In August, the company fired a group of journalists who had been involved in selecting so-called “trending stories” to be featured prominently on the site after allegations arose that they had a left-wing bias. They were replaced by an algorithm — which immediately promoted a false story about Fox News anchor Megyn Kelly getting fired from Fox News for supporting Clinton. (She wasn’t, of course.)
Zuckerberg insists his platform isn’t littered with false information — “more than 99 percent of what people see is authentic” — but it’s impossible to validate his claims.
For researchers like Ananny, studying Facebook is an exercise in frustration. The company provides little access to its data and is ferociously protective of how its algorithm works. While political scientists have determined that Facebook can influence voter turn-out, the finer dynamics of how the platform influences voter behavior remains unknown.
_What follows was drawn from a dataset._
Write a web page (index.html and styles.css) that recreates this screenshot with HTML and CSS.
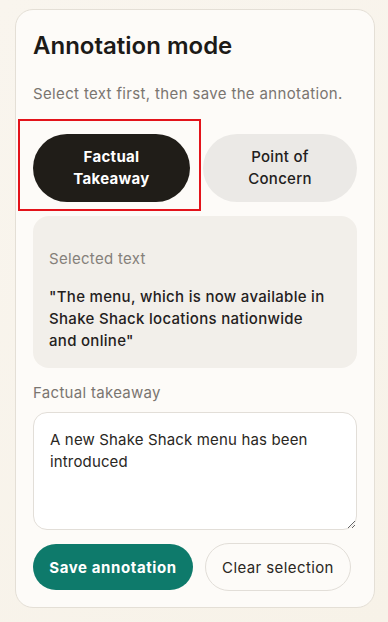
FILE: index.html
```html
<!DOCTYPE html>
<html>
<head>
<meta charset="utf-8">
<link rel="stylesheet" href="styles.css">
</head>
<body>
<div class="card">
  <h1 class="title">Annotation mode</h1>
  <p class="sub">Select text first, then save the annotation.</p>
  <div class="modes">
    <button class="mode active">Factual<br>Takeaway</button>
    <button class="mode">Point of<br>Concern</button>
    <div class="highlight"></div>
  </div>
  <div class="selected">
    <div class="sel-label">Selected text</div>
    <div class="sel-text">"The menu, which is now available in Shake Shack locations nationwide and online"</div>
  </div>
  <label class="field-label">Factual takeaway</label>
  <textarea class="ta">A new Shake Shack menu has been introduced</textarea>
  <div class="actions">
    <button class="save">Save annotation</button>
    <button class="clear">Clear selection</button>
  </div>
</div>
</body>
</html>
```
FILE: styles.css
```css
html, body { margin: 0; padding: 0; }
body {
  width: 388px;
  height: 622px;
  background: linear-gradient(135deg, #f9f5ee 0%, #f7f2e8 100%);
  font-family: Inter, "Noto Sans", sans-serif;
  color: #1f1c18;
  box-sizing: border-box;
  padding: 9px 12px 0 15px;
}
.card {
  width: 360px;
  height: 599px;
  box-sizing: border-box;
  background: #fdfbf8;
  border: 1px solid #e4dfd6;
  border-radius: 18px;
  padding: 22px 17px 0 17px;
  display: flex;
  flex-direction: column;
}
.title {
  margin: 0;
  font-size: 24px;
  font-weight: 600;
  line-height: 28px;
  letter-spacing: 0;
  color: #1c1a17;
}
.sub {
  margin: 24px 0 0 0;
  font-size: 15px;
  line-height: 20px;
  color: #7a7570;
  letter-spacing: 0.35px;
}
.modes {
  position: relative;
  display: flex;
  gap: 13px;
  margin-top: 30px;
}
.mode {
  height: 68px;
  border: none;
  border-radius: 34px;
  font-family: inherit;
  font-size: 15px;
  line-height: 22px;
  font-weight: 500;
  background: #ebe9e6;
  color: #22201c;
  padding: 0;
  letter-spacing: 0.3px;
}
.mode:first-child { width: 157px; }
.mode:nth-child(2) { width: 154px; }
.mode.active {
  background: #201d18;
  color: #fff;
  font-weight: 700;
}
.highlight {
  position: absolute;
  left: -15px;
  top: -15px;
  width: 179px;
  height: 88px;
  border: 2px solid #e3131b;
}
.selected {
  margin-top: 14px;
  background: #f2efea;
  border-radius: 16px;
  padding: 32px 28px 16px 16px;
  height: 152px;
  box-sizing: border-box;
}
.sel-label {
  font-size: 15px;
  line-height: 22px;
  color: #85807a;
  letter-spacing: 0.3px;
}
.sel-text {
  margin-top: 16px;
  font-size: 15px;
  line-height: 22px;
  font-weight: 500;
  color: #24211d;
  letter-spacing: 0.3px;
}
.field-label {
  margin-top: 15px;
  font-size: 15px;
  line-height: 20px;
  color: #7a7570;
  letter-spacing: 0.3px;
}
.ta {
  margin-top: 9px;
  width: 324px;
  height: 118px;
  box-sizing: border-box;
  border: 1px solid #e2ded8;
  border-radius: 14px;
  background: #fff;
  padding: 16px 16px;
  font-family: inherit;
  font-size: 15px;
  line-height: 22px;
  color: #2a2723;
  resize: vertical;
  letter-spacing: 0.15px;
}
.actions {
  display: flex;
  gap: 12px;
  margin-top: 14px;
}
.save {
  width: 160px;
  height: 46px;
  border: none;
  border-radius: 23px;
  background: #0e7a6b;
  color: #fff;
  font-family: inherit;
  font-size: 15px;
  font-weight: 700;
  padding: 0;
  letter-spacing: 0.6px;
}
.clear {
  width: 146px;
  height: 48px;
  margin-top: -1px;
  border: 1px solid #e2ded8;
  border-radius: 24px;
  background: #fdfbf8;
  color: #2a2723;
  font-family: inherit;
  font-size: 15px;
  padding: 0;
  letter-spacing: 0.4px;
}
```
Researchers fear that social media companies such as Facebook are accelerating the trend begun almost two decades ago of herding news consumers into like-minded enclaves where they engage with content that only reinforces their existing views.
It’s a notion that Facebook denies, but tech thinkers argue that the so-called “filter bubble” shields internet users from opposing viewpoints. A 2016 study of Facebook, for example, found that users tend to “promote their favored narratives” and “form polarized groups.” Whether a given piece of content agrees with their pre-existing beliefs “helps to account for users’ decisions” about whether to share content — that most prized action on the world’s largest social media platform.